Strategic planning also involves careful review by key stakeholders and managers and, to be truly successful, cannot be just the ideas of the director. Top-down planning, often referred to as “management in a bubble,” is dangerous because it often reflects just the ideas of one or two managers or chiefs. In many cases, these managers have been “off the streets” for years—often just driving a desk. These types of managers can be out of touch with the real, evolving world of EMS and not in synch with what’s projected for the future.
A few examples of how many systems have fallen behind the pack over the past five years include electronic patient care report and computer-aided design integration; robust data collection and system reports; patient compartment re-design; continuous positive airway pressure use by EMTs; and the adoption of therapeutic hypothermia. It’s funny, but the root cause of an EMS systems decline is often one top-level manager or medical director who isn’t keeping up with the times or is resistant to implement changes or enhancements.
If your agency doesn’t have a strategic plan for the future, you need to start the development of one now for implementation in late 2013 and beyond. And if you don’t believe in strategic planning or preparing for future changes in the delivery of health care services in America, I can assure you that other EMS agencies or organizations are doing so and will benefit from your inactivity.
I am not calling those agencies “competitors” because, to have a competitor, you have to be prepared to compete. The athlete who fails to prepare for and train in any sport usually ends up in second place or worse. In EMS, it’s important for you to realize that anything below first place makes you the de-facto loser.
Let me get more specific. The 1,000-plus pages of the Patient Protection and Affordable Care Act do not specifically reference or name EMS, emergency responders, fire first responders, rescue services, mass casualty response, disaster preparedness or hospital surge. That, in itself is a bad sign because the authors of the legislation appear to have forgotten us or at least not viewed emergency and out-of-hospital response resources as a high priority in the healthcare chain.
However, rest assured, we are (or can be) a big part of the future healthcare delivery system if you read between the lines, plan for integration and adjust your operations and workforce to ride the healthcare wave instead of being pushed aside or drowned by it.
Incentives, and disincentives, that will result from the new healthcare regulations will hit hospitals where they feel it the most—in their budget. If a patient returns to their hospital within 30 days after discharge, the hospital will be penalized financially. So they now have a financial incentive to work with you or another agency to deploy community practice paramedics to check on Aunt Mabel in her home or have an automated system that alerts one whenever there are abnormalities in vital signs of the programmed device “predicts” that an untoward effect is on the horizon.
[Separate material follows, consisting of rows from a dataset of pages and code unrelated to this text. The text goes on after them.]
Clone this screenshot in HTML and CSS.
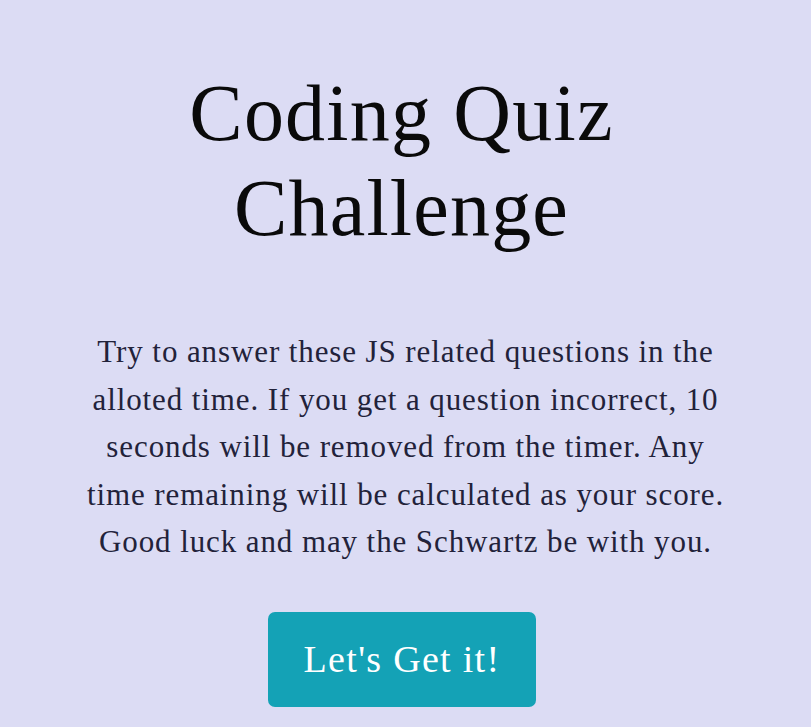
FILE: index.html
```html
<!DOCTYPE html>
<html lang="en">
<head>
<meta charset="utf-8">
<title>Coding Quiz Challenge</title>
<link rel="stylesheet" href="styles.css">
</head>
<body>
<main class="intro">
  <h1 class="title">Coding Quiz<br>Challenge</h1>
  <p class="lead">Try to answer these JS related questions in the<br>alloted time. If you get a question incorrect, 10<br>seconds will be removed from the timer. Any<br>time remaining will be calculated as your score.<br>Good luck and may the Schwartz be with you.</p>
  <button class="start" type="button">Let's Get it!</button>
</main>
</body>
</html>
```
FILE: styles.css
```css
html, body {
  margin: 0;
  padding: 0;
}
body {
  background: #dcdcf4;
  font-family: "Liberation Serif", "DejaVu Serif", serif;
  color: #111;
  min-height: 727px;
}
.intro {
  display: flex;
  flex-direction: column;
  align-items: center;
  text-align: center;
  padding-top: 66px;
}
.title {
  margin: 0;
  padding-right: 8px;
  font-weight: normal;
  font-size: 80px;
  line-height: 95px;
  letter-spacing: 1.2px;
  color: #0a0a0a;
}
.lead {
  margin: 72px 0 0;
  font-size: 31px;
  line-height: 47.5px;
  letter-spacing: 0.9px;
  color: #22223a;
}
.start {
  margin-top: 46px;
  margin-right: 7px;
  width: 268px;
  height: 95px;
  border: none;
  border-radius: 7px;
  background: #14a2b6;
  color: #fff;
  font-family: "Liberation Serif", "DejaVu Serif", serif;
  font-size: 38px;
  letter-spacing: 1.3px;
  cursor: pointer;
}
```
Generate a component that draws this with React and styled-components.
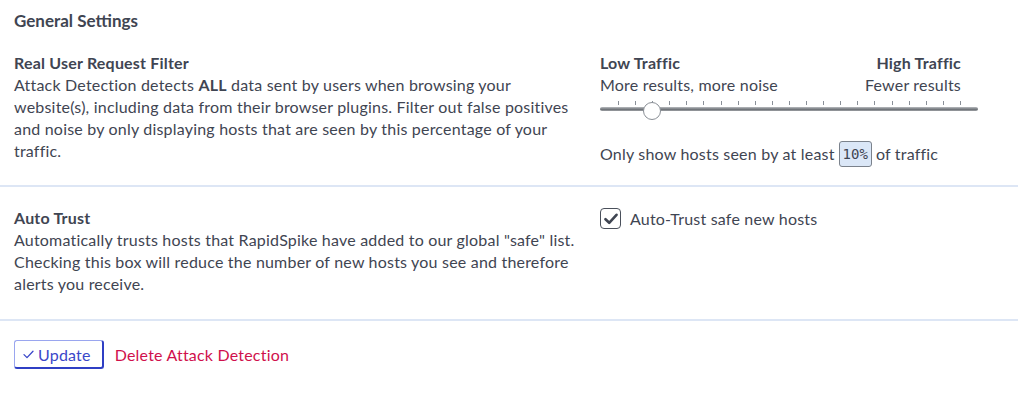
import React, { useState } from 'react';
import styled, { createGlobalStyle } from 'styled-components';

const GlobalStyle = createGlobalStyle`
  body {
    margin: 0;
    background: #fff;
    font-family: Lato, "Noto Sans", sans-serif;
    color: #3f4552;
  }
`;

const TICKS = Array.from({ length: 21 }, (_, i) => i);

const App = () => {
  const [percent] = useState(10);
  const [autoTrust, setAutoTrust] = useState(true);

  return (
    <>
      <GlobalStyle />
      <Page>
        <Title>General Settings</Title>

        <Section className="first">
          <Info>
            <Heading>Real User Request Filter</Heading>
            <Text>
              Attack Detection detects <b>ALL</b> data sent by users when browsing your
              website(s), including data from their browser plugins. Filter out false positives
              and noise by only displaying hosts that are seen by this percentage of your
              traffic.
            </Text>
          </Info>
          <Control>
            <Ends>
              <div>
                <Heading>Low Traffic</Heading>
                <Text>More results, more noise</Text>
              </div>
              <div className="right">
                <Heading>High Traffic</Heading>
                <Text>Fewer results</Text>
              </div>
            </Ends>
            <Slider>
              <Ticks>
                {TICKS.map((t) => <Tick key={t} />)}
              </Ticks>
              <Track>
                <Thumb style={{ left: `calc(18px + ${percent} * 3.42px - 9px)` }} />
              </Track>
            </Slider>
            <Summary>
              Only show hosts seen by at least <Badge>{percent}%</Badge> of traffic
            </Summary>
          </Control>
        </Section>

        <Section className="second">
          <Info>
            <Heading>Auto Trust</Heading>
            <Text>
              Automatically trusts hosts that RapidSpike have added to our global "safe" list.
              Checking this box will reduce the number of new hosts you see and therefore
              alerts you receive.
            </Text>
          </Info>
          <Control>
            <CheckLabel onClick={() => setAutoTrust(!autoTrust)}>
              <Box>
                {autoTrust && (
                  <svg width="14" height="12" viewBox="0 0 14 12">
                    <path d="M1.5 6.2 L5.2 9.8 L12.5 1.8" fill="none" stroke="#3f4552" strokeWidth="2.6" strokeLinecap="round" strokeLinejoin="round" />
                  </svg>
                )}
              </Box>
              Auto-Trust safe new hosts
            </CheckLabel>
          </Control>
        </Section>

        <Actions>
          <UpdateButton>
            <svg width="11" height="9" viewBox="0 0 11 9">
              <path d="M1 4.6 L4 7.6 L10 1.2" fill="none" stroke="#3a47c9" strokeWidth="1.3" strokeLinecap="round" strokeLinejoin="round" />
            </svg>
            Update
          </UpdateButton>
          <DeleteLink>Delete Attack Detection</DeleteLink>
        </Actions>
      </Page>
    </>
  );
};

const Page = styled.div`
  width: 1018px;
  height: 394px;
  overflow: hidden;
`;

const Title = styled.h2`
  margin: 0;
  padding: 10px 14px 0;
  font-size: 17px;
  font-weight: 700;
  line-height: 22px;
`;

const Section = styled.div`
  display: flex;
  justify-content: space-between;
  padding: 0 40px 0 14px;
  border-bottom: 2px solid #dde6f5;

  &.first {
    padding-top: 20px;
    padding-bottom: 18px;
  }

  &.second {
    padding-top: 20px;
    padding-bottom: 24px;
  }
`;

const Info = styled.div`
  width: 572px;
`;

const Heading = styled.div`
  font-size: 16px;
  font-weight: 700;
  line-height: 22px;
  letter-spacing: 0.2px;
`;

const Text = styled.div`
  font-size: 16px;
  line-height: 22px;
  letter-spacing: 0.2px;

  b {
    font-weight: 700;
  }
`;

const Control = styled.div`
  width: 378px;
`;

const Ends = styled.div`
  display: flex;
  justify-content: space-between;

  .right {
    text-align: right;
    padding-right: 17px;
  }
`;

const Slider = styled.div`
  margin-top: 5px;
  position: relative;
`;

const Ticks = styled.div`
  display: flex;
  justify-content: space-between;
  padding: 0 17px 0 18px;
  height: 5px;
`;

const Tick = styled.span`
  width: 1px;
  height: 4px;
  background: #8a9098;
`;

const Track = styled.div`
  position: relative;
  margin-top: 1px;
  height: 4px;
  border-radius: 2px;
  background: linear-gradient(#b9bcc0, #6f7378 60%, #9ea1a5);
`;

const Thumb = styled.span`
  position: absolute;
  top: -5px;
  width: 18px;
  height: 18px;
  border-radius: 50%;
  background: #fff;
  border: 1px solid #8a8f96;
  box-sizing: border-box;
`;

const Summary = styled.div`
  margin-top: 30px;
  font-size: 16px;
  line-height: 26px;
  letter-spacing: 0.2px;
  display: flex;
  align-items: center;
  gap: 4px;
`;

const Badge = styled.span`
  display: inline-flex;
  align-items: center;
  height: 26px;
  box-sizing: border-box;
  padding: 0 3px;
  border: 1px solid #7b828c;
  border-radius: 3px;
  background: #dbe7f7;
  font-family: "DejaVu Sans Mono", monospace;
  font-size: 14px;
  letter-spacing: 0;
  color: #3f4552;
`;

const CheckLabel = styled.label`
  display: flex;
  align-items: center;
  gap: 9px;
  padding-top: 1px;
  font-size: 16px;
  letter-spacing: 0.2px;
  cursor: pointer;
`;

const Box = styled.span`
  display: flex;
  align-items: center;
  justify-content: center;
  width: 21px;
  height: 21px;
  box-sizing: border-box;
  border: 1.5px solid #4a505b;
  border-radius: 4px;
`;

const Actions = styled.div`
  display: flex;
  align-items: center;
  gap: 11px;
  padding: 19px 14px;
`;

const UpdateButton = styled.button`
  display: flex;
  align-items: center;
  gap: 4px;
  height: 29px;
  padding: 0 11px 0 8px;
  background: #fff;
  border: 1px solid #9aa6ef;
  border-bottom: 2px solid #2f3fc4;
  border-right: 2px solid #2f3fc4;
  border-radius: 3px;
  color: #3a47c9;
  font-family: Lato, "Noto Sans", sans-serif;
  font-size: 16px;
  letter-spacing: 0.2px;
  cursor: pointer;
`;

const DeleteLink = styled.a`
  color: #d0104c;
  font-size: 16px;
  letter-spacing: 0.2px;
  cursor: pointer;
`;

export default App;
The same type of penalties will be incurred by hospitals if they don’t have a 360-degree data exchange and review system in place with all of their “affiliated partners.” Although satellite facilities, affiliate doctor groups and other heal centers are named in Patient Protection and Affordable Care Act and EMS is not, people in the know tell me that EMS will be considered an affiliated member of each hospitals care network.
So I and others think secure linkage to a hospital’s patient record system is probably in your future. And if you can’t afford to do it, I’m betting that hospitals will eventually become convinced that it’s cheaper to pay to have you linked than to receive reduced reimbursements for not having you linked to their system.
Best wishes for a safe, happy and well-planned New Year!